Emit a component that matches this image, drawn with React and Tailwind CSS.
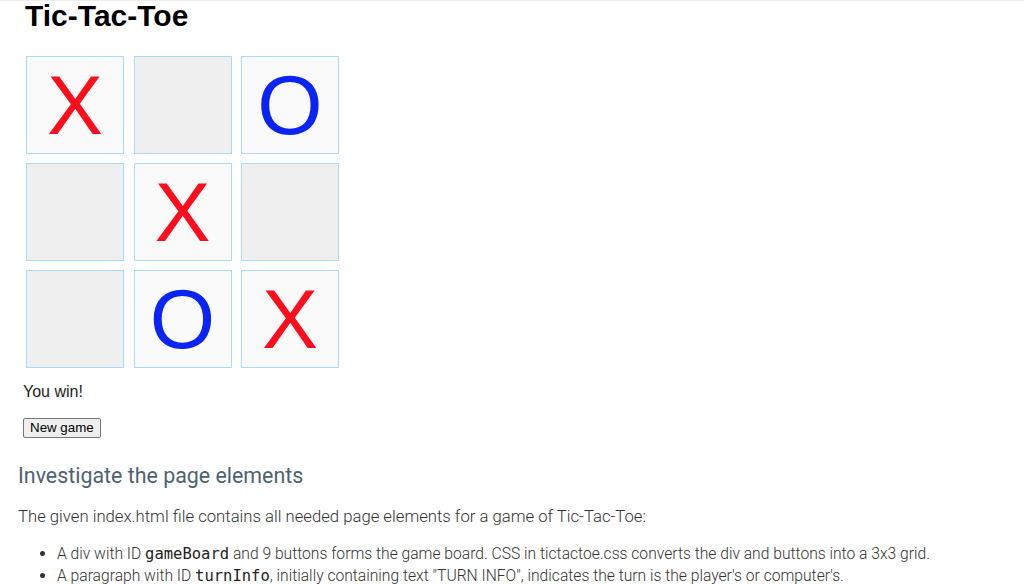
import React from "react";

const board = ["X", "", "O", "", "X", "", "", "O", "X"];

function Cell({ value }) {
  const filled = value !== "";
  return (
    <button
      className={`w-[98px] h-[98px] border border-[#a9daf6] flex items-center justify-center text-[84px] leading-none ${
        filled ? "bg-[#fafafa]" : "bg-[#efefef]"
      } ${value === "X" ? "text-[#ff0d1c]" : "text-[#0a24f6]"}`}
      style={{ fontFamily: '"Liberation Sans", Arial, sans-serif' }}
    >
      {value}
    </button>
  );
}

export default function App() {
  return (
    <div className="min-h-screen bg-white border-t border-[#ececec]">
      {/* game */}
      <div className="pl-[23px]" style={{ fontFamily: '"Liberation Sans", Arial, sans-serif' }}>
        <h1 className="text-[30px] font-bold leading-[30px] text-black pl-[2px]">Tic-Tac-Toe</h1>
        <div className="grid grid-cols-[98px_98px_98px] gap-x-[9.5px] gap-y-[9px] mt-[25px] ml-[3px] w-max">
          {board.map((v, i) => (
            <Cell key={i} value={v} />
          ))}
        </div>
        <p className="text-[16px] leading-[20px] text-[#222] mt-[14px]">You win!</p>
        <button className="mt-[16px] h-[20px] px-[6px] text-[13.33px] leading-none bg-[#efefef] border border-[#767676] rounded-[2px] text-black">
          New game
        </button>
      </div>

      {/* instructions */}
      <div className="pl-[18px]" style={{ fontFamily: 'Roboto, "Noto Sans", sans-serif' }}>
        <h2 className="mt-[23px] text-[21.4px] leading-[28px] text-[#4d6371]">Investigate the page elements</h2>
        <p className="mt-[15px] text-[16.7px] leading-[24px] font-light text-[#333]">
          The given index.html file contains all needed page elements for a game of Tic-Tac-Toe:
        </p>
        <ul className="mt-[14px] list-disc pl-[39px] text-[15.65px] leading-[22px] font-light text-[#333]">
          <li>
            A div with ID{" "}
            <code className="text-[15.5px] text-[#222]" style={{ fontFamily: '"DejaVu Sans Mono", monospace' }}>
              gameBoard
            </code>{" "}
            and 9 buttons forms the game board. CSS in tictactoe.css converts the div and buttons into a 3x3 grid.
          </li>
          <li>
            A paragraph with ID{" "}
            <code className="text-[15.5px] text-[#222]" style={{ fontFamily: '"DejaVu Sans Mono", monospace' }}>
              turnInfo
            </code>
            , initially containing text "TURN INFO", indicates the turn is the player's or computer's.
          </li>
        </ul>
      </div>
    </div>
  );
}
########################################
* Aim:
Omit the pictures, and quote the material above exactly as given.

* Answer for the task:
Emit a component that matches this image, drawn with React and Tailwind CSS.
import React from "react";

const board = ["X", "", "O", "", "X", "", "", "O", "X"];

function Cell({ value }) {
  const filled = value !== "";
  return (
    <button
      className={`w-[98px] h-[98px] border border-[#a9daf6] flex items-center justify-center text-[84px] leading-none ${
        filled ? "bg-[#fafafa]" : "bg-[#efefef]"
      } ${value === "X" ? "text-[#ff0d1c]" : "text-[#0a24f6]"}`}
      style={{ fontFamily: '"Liberation Sans", Arial, sans-serif' }}
    >
      {value}
    </button>
  );
}

export default function App() {
  return (
    <div className="min-h-screen bg-white border-t border-[#ececec]">
      {/* game */}
      <div className="pl-[23px]" style={{ fontFamily: '"Liberation Sans", Arial, sans-serif' }}>
        <h1 className="text-[30px] font-bold leading-[30px] text-black pl-[2px]">Tic-Tac-Toe</h1>
        <div className="grid grid-cols-[98px_98px_98px] gap-x-[9.5px] gap-y-[9px] mt-[25px] ml-[3px] w-max">
          {board.map((v, i) => (
            <Cell key={i} value={v} />
          ))}
        </div>
        <p className="text-[16px] leading-[20px] text-[#222] mt-[14px]">You win!</p>
        <button className="mt-[16px] h-[20px] px-[6px] text-[13.33px] leading-none bg-[#efefef] border border-[#767676] rounded-[2px] text-black">
          New game
        </button>
      </div>

      {/* instructions */}
      <div className="pl-[18px]" style={{ fontFamily: 'Roboto, "Noto Sans", sans-serif' }}>
        <h2 className="mt-[23px] text-[21.4px] leading-[28px] text-[#4d6371]">Investigate the page elements</h2>
        <p className="mt-[15px] text-[16.7px] leading-[24px] font-light text-[#333]">
          The given index.html file contains all needed page elements for a game of Tic-Tac-Toe:
        </p>
        <ul className="mt-[14px] list-disc pl-[39px] text-[15.65px] leading-[22px] font-light text-[#333]">
          <li>
            A div with ID{" "}
            <code className="text-[15.5px] text-[#222]" style={{ fontFamily: '"DejaVu Sans Mono", monospace' }}>
              gameBoard
            </code>{" "}
            and 9 buttons forms the game board. CSS in tictactoe.css converts the div and buttons into a 3x3 grid.
          </li>
          <li>
            A paragraph with ID{" "}
            <code className="text-[15.5px] text-[#222]" style={{ fontFamily: '"DejaVu Sans Mono", monospace' }}>
              turnInfo
            </code>
            , initially containing text "TURN INFO", indicates the turn is the player's or computer's.
          </li>
        </ul>
      </div>
    </div>
  );
}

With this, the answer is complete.